Evidence: The World Trade Organisation (WTO) agreement on services (GATS) is a far reaching (covering a huge range of services as diverse as health, education, water supply, communications, transport, distribution and retail, finance and tourism) and complex agreement, with key terms still undefined. Developing countries have been given special and differential treatment in the WTO services agreement (GATS Article V) that allows them flexibility in the types and extent of their commitments.
By contrast, in its draft services proposal the EU is calling on the EPA to provide “reciprocal liberalisation of trade in services” .There is no mention of special and differential treatment in their proposal, and no sign that it has been provided for in any of the provisions in the draft agreement. The provisions in the Pacific’s draft proposal that would have provided special and differential treatment have been rejected in the EU’s draft services proposal.
Other evidence includes the EU’s position calling for a stringent interpretation of the WTO requirement that regional trade agreements have substantial coverage of goods trade. This would lead to most Pacific countries being required to make substantially deeper tariff cuts under the EPA than would be required under the special and differential treatment provisions in WTO Doha negotiations.
Contested statement: “The EU is trying to divide the Pacific on fisheries, preferring to forge individual agreements with Pacific countries, while professing to support regional cooperation processes.”
Evidence: The most recent evidence is provided in the recent EU letter which states that the EU cannot negotiate “separate sectoral stand alone agreements” outside the EPA. The rejection of a regional agreement comes despite EU assurances that it seeks to support regional trade processes. However, it has three bilateral fisheries deals in the Pacific (with Federated States of Micronesia, Kiribati and Solomon Islands), and renewed its agreement with Kiribati as recently as July 2006. At that time the EU said it was part of a “future network of fisheries agreements.” This clearly implies the EU is seeking to negotiate more bilateral deals, rather than a regional agreement.
The Pacific has argued that the best way to reap greater benefits from the region’s enormous tuna resource is to act together. As tuna are highly migratory fish, this makes sense not only for conservation of the resource, but also in terms of the region’s development of fisheries industries. The EU suggests that most of the elements of a regional fisheries agreement could be tackled within an EPA, but this would effectively de-link the granting of EU fishing rights, a key negotiating asset for the Pacific, from negotiations on industry development in the Pacific and access for Pacific fish products to the EU market.
Pacific negotiators are determined to maintain Pacific solidarity despite the EU’s attempts to divide them through bilateral deals, and met on 13 November 2006 to approve a draft proposal for a Fisheries Partnership Agreement with the EU.
Conclusion
Evidence on each of these issues extends far beyond the examples given above. A more complete report is available on Oxfam New Zealand’s website at www.oxfam.org.nz, entitled: ‘Slamming the door on development: Analysis of the EU’s response to the Pacific’s EPA negotiating proposals.’
There are two additional points in your letter that merit a response.
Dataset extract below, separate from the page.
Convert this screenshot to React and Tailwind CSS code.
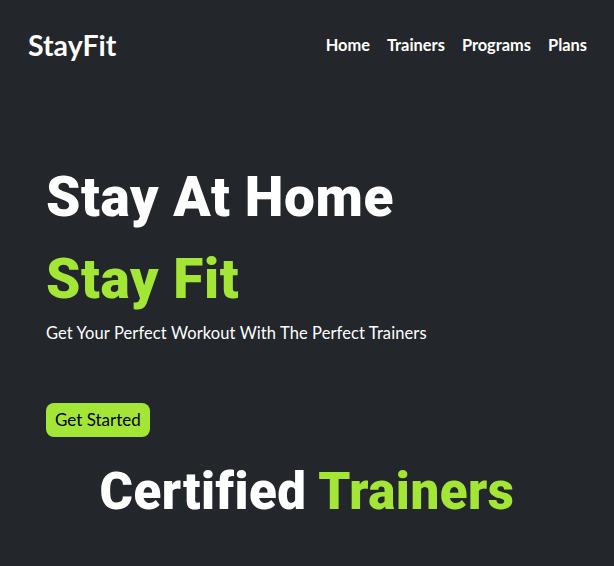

Your letter states that you are aware “of Oxfam’s generally anti-globalist stance”. This is by no means true. Oxfam supports opportunities for countries to trade, as long as it is under rules that are fair and environmentally sustainable.
However, we do oppose trade that exploits people and contributes to poverty and injustice. We oppose unjust trade rules that give priority to rich nations and their multinational companies ahead of rights for citizens, respect for their cultures and conservation of their environments. We oppose trade agreements that are negotiated without input from Parliamentarians and civil society. We oppose negotiations that are not based on sound and objective assessment of their likely impacts. For these reasons, we have deep concerns over current EPA negotiations. This is not an anti-globalist stance. It is a pro-development stance.
Finally, we hope that the EU will listen to concerns, not only from Oxfam, but from many others. Over 60 Pacific civil society organisations met in June this year to discuss trade issues, and jointly agreed on a communiqué which has been sent to you. In your letter, you expressed concern that you did not had an opportunity to refute the concerns raised in our presentation. We hope that there will be far more public debate around EPAs over the next year and would be pleased to participate in a public meeting on EPAs at any stage.
This communiqué was also endorsed by the Pacific Civil Society Forum in October. Sharp criticism has also come from Pacific governments. The Pacific’s lead trade negotiator, Senator Kaliopate Tavola said on 12 November: “At the beginning of negotiations we expected a lot of the idea of EPAs becoming a tool for development. But as things stand now, the agreement is threatening to overwhelm our fragile economies.”
There is clear evidence that a fundamental change in the EU’s negotiating position is needed, and is being called for by Pacific governments and civil society. We therefore call on you to use your influence to achieve an agreement with the Pacific that has just and equitable development at its heart.